BLBG: Australian, New Zealand Dollars Gain as Regional Equities Rise
The Australian and New Zealand dollars traded near the highest in three months as regional equities extended the longest stretch of weekly gains in U.S. stocks since 2007.
New Zealand’s currency touched the strongest since November versus the yen as a report showed its consumers are less pessimistic amid falling interest rates. Gains in the South Pacific currencies may be limited before tomorrow’s meeting of the Reserve Bank of Australia where 14 of 23 economists in a Bloomberg News survey expect no change in the benchmark rate.
The markets may gauge that “possibly the worst is behind us so the risk-appetite support for the Aussie is still there,” said Amy Auster, head of foreign-exchange and international economics research at Australia & New Zealand Banking Group Ltd. in Melbourne. “If the RBA stays on hold the Aussie may easily reach October highs, if they cut 25 or 50 basis points it will struggle to maintain momentum.”
Australia’s currency rose 0.4 percent to 71.82 U.S. cents as of 3:29 p.m. in Sydney, near the highest since Jan. 7, from 71.51 cents late in New York on April 3. The currency advanced as much as 1.4 percent to 72.75 yen, the most since Oct. 14, before buying 72.39 yen.

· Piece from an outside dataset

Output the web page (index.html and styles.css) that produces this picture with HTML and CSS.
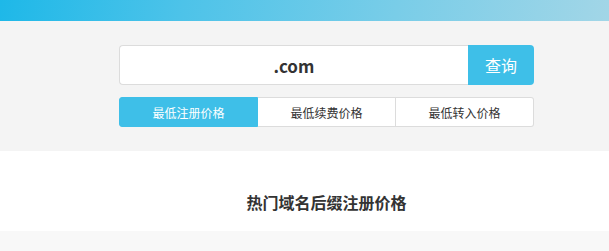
FILE: index.html
```html
<!DOCTYPE html>
<html lang="zh-CN">
<head>
<meta charset="utf-8">
<title>域名价格</title>
<link rel="stylesheet" href="styles.css">
</head>
<body>
<div class="topbar"></div>
<section class="search-area">
  <div class="inner">
    <div class="search">
      <div class="search-input">.com</div>
      <button class="search-btn">查询</button>
    </div>
    <div class="tabs">
      <div class="tab active">最低注册价格</div>
      <div class="tab">最低续费价格</div>
      <div class="tab">最低转入价格</div>
    </div>
  </div>
</section>
<section class="hot">
  <h2 class="hot-title">热门域名后缀注册价格</h2>
</section>
<div class="bottom"></div>
</body>
</html>
```

FILE: styles.css
```css
* { box-sizing: border-box; }
html, body { margin: 0; padding: 0; }
body {
  width: 609px;
  overflow: hidden;
  font-family: "Noto Sans CJK SC", "Noto Sans", sans-serif;
  color: #333;
  background: #f8f8f8;
}
.topbar {
  height: 21px;
  background: linear-gradient(100deg, #1eb8e8 0%, #4dc3e9 30%, #79cde8 65%, #a2d6e7 100%);
}
.search-area {
  background: #f4f4f4;
  height: 130px;
  padding: 24px 0 0 44px;
  display: flex;
  justify-content: center;
}
.inner { width: 415px; }
.search {
  display: flex;
  height: 40px;
}
.search-input {
  flex: 1;
  background: #fff;
  border: 1px solid #dcdcdc;
  border-right: none;
  border-radius: 4px 0 0 4px;
  display: flex;
  align-items: center;
  justify-content: center;
  font-size: 17px;
  font-weight: bold;
  color: #333;
}
.search-btn {
  width: 66px;
  border: none;
  background: #3ebfe8;
  color: #fff;
  font-family: inherit;
  font-size: 16px;
  border-radius: 0 4px 4px 0;
  padding: 0;
}
.tabs {
  display: flex;
  margin-top: 12px;
  height: 30px;
}
.tab {
  flex: 1;
  display: flex;
  align-items: center;
  justify-content: center;
  font-size: 12px;
  color: #333;
  background: #fff;
  border: 1px solid #dcdcdc;
  border-left: none;
}
.tab:first-child { border-radius: 3px 0 0 3px; border-left: 1px solid #dcdcdc; }
.tab:last-child { border-radius: 0 3px 3px 0; }
.tab.active {
  background: #3ebfe8;
  border-color: #3ebfe8;
  color: #fff;
}
.hot {
  background: #fff;
  height: 80px;
  display: flex;
  align-items: center;
  justify-content: center;
  padding: 22px 0 0 44px;
}
.hot-title {
  margin: 0;
  font-size: 16px;
  font-weight: bold;
  color: #333;
}
.bottom { height: 20px; background: #f8f8f8; }
```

New Zealand’s dollar gained to 59.80 U.S. cents, the strongest since Jan. 7, before buying 59.38 U.S. cents from 58.57 in New York. It bought as much as 60.35 yen, the most since Nov. 5, and traded at 59.85.
The Australian dollar may strengthen to as much as 73.15 U.S. cents this week if the central bank stays on hold, or it may decline towards 68.50 cents if policy makers lower borrowing costs, Auster said.
Interest Rates
Benchmark interest rates are 3.25 percent in Australia and 3 percent in New Zealand, compared with 0.1 percent in Japan and as low as zero in the U.S., attracting investors to the South Pacific nations’ higher-yielding assets. The risk in such trades is that currency-market moves may erase profits.
Traders are betting the RBA will lower its benchmark borrowing rate by at least 25 basis points with a 32 percent chance of a bigger cut, according to a Credit Suisse Group index based on swaps trading. The Reserve Bank of New Zealand will lower rates 50 basis points when it meets April 30, a separate poll of economists shows.
RBNZ Governor Alan Bollard said April 1 that long-term rates had risen too high and were “unwarranted and inconsistent” with the policy outlook.
New Zealand’s dollar is the best performer against the greenback and yen among the 16 most-traded currencies over the past month, gaining 18 and 21 percent, respectively. Australia’s currency has advanced 12 and 15 percent.
Asia Ties
The South Pacific currencies will gain “because of their relationship with Asia. Our expectation is that Asia will probably be the first to rebound,” Sharada Selvanathan, a Hong Kong-based currency strategist at BNP Paribas SA, France’s largest bank, said in Bloomberg TV interview. “The kiwi is more a short-term play because if financial risk aversion comes back into the market, the kiwi will be hit,” she said referring to the currency by its nickname.
Australia’s dollar may rise as high as 74.20 U.S. cents and the kiwi may reach 63.25 cents, BNP said in a report April 3.
Thirty-nine percent of 1,000 people polled last week said the economy will deteriorate in the next 12 months, according to a Colmar Brunton poll for Television New Zealand. The gauge reached 46 percent at the last poll in February, the highest since August.
Job Ads
Australian advertisements for job vacancies tumbled in March for an 11th month with jobs advertised in newspapers and on the Internet dropping 8.5 percent from February and a record 44.6 percent from a year earlier, according to an Australia & New Zealand Banking Group Ltd. report released today.
Futures traders increased their bets the Australian dollar will gain against the U.S. dollar, figures from the Washington- based Commodity Futures Trading Commission show. The difference in the number of wagers by hedge funds and other large speculators on an advance in the Australian dollar compared with those on a drop -- so-called net longs -- was 11,287 on March 31, compared with net longs of 8,413 a week earlier.
Australian government bonds slid for a second day. The yield on 10-year notes climbed 17 basis points, or 0.17 percentage point, the most since Jan. 5, to 4.60 percent, according to data compiled by Bloomberg. The price of the 5.25 percent security due March 2019 slipped 1.37, or A$13.70 per A$1,000 face amount, to 105.17.
“The positive sentiment from equity markets fed through and we’ve seen quite a sharp sell-off particularly at the long- end,” of the yield curve, said Jarrod Kerr, a senior interest- rate strategist at Commonwealth Bank of Australia.
New Zealand’s two-year swap rate, a fixed payment made to receive floating rates, rose to 3.92 percent from 3.91 percent on April 3.